I grabbed a fatty sandwich from the Boar's Head deli and wandered over to my gate. My flight was 80% full and I had a crying baby in the row behind mine. Yep. I'm a magnet for babies on airplanes. I popped a Xannie or what I fondly refer to as "Baby Repellent" and settled in for a cross country haul. I watched a marathon of No Reservations with Antony Bourdain. Otis had wrote on the subject earlier in the day. I felt it was fate
s way of telling me to watch the marathon.

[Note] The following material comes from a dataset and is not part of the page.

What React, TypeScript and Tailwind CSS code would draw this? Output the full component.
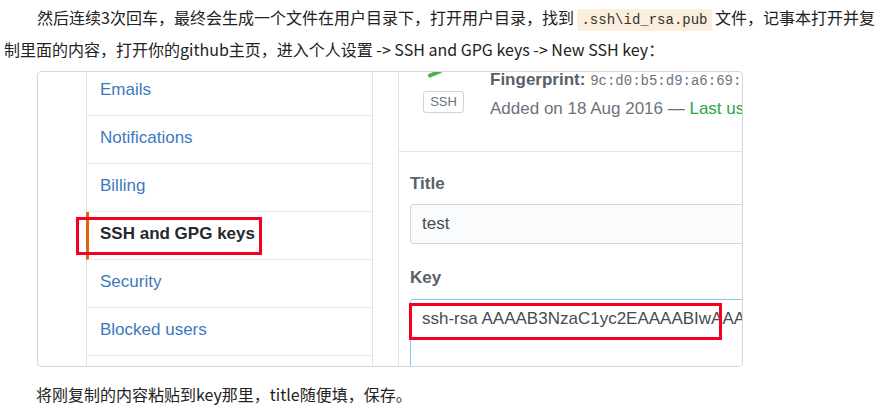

I also watched Intervention. Man, I thought my friends had some issues, but those people are really fucked up. Anyway, I sort of fell in love with a wounded bird named Lana. She had me the moment that they flashed her daily intake of drugs... 5 Lortabs and 3 Xanax daily. And the Lortabs with 7.5s too. That's packs a punch. Even in the week after the car accident this summer, the most I ever took in a day were 4 or 5 and those were 5s or two-thirds the dosage of the chick on Intervention. I'll take two Xannies if I want to sleep. I dunno if I've ever taken three because if I did, I'd be out cold for 12 hours. I dunno how she can handle three Xannies on top of 37.5 mgs of heavy painkillers ever day... and slamming back a jug of red wine. So with that perspective in mind, you can imagine the dosage of pharmies pumping through the little vixen's blood stream. I couldn't do that. Perhaps I could rev it up for a big weekend bender, but there's no way I could handle that every single day like that chick. I guess that's why she needed an intervention.

My flight left 10 minutes late and landed 45 minutes early. Talk about a shocker. At least I didn't have to sit through another hour of a crying baby.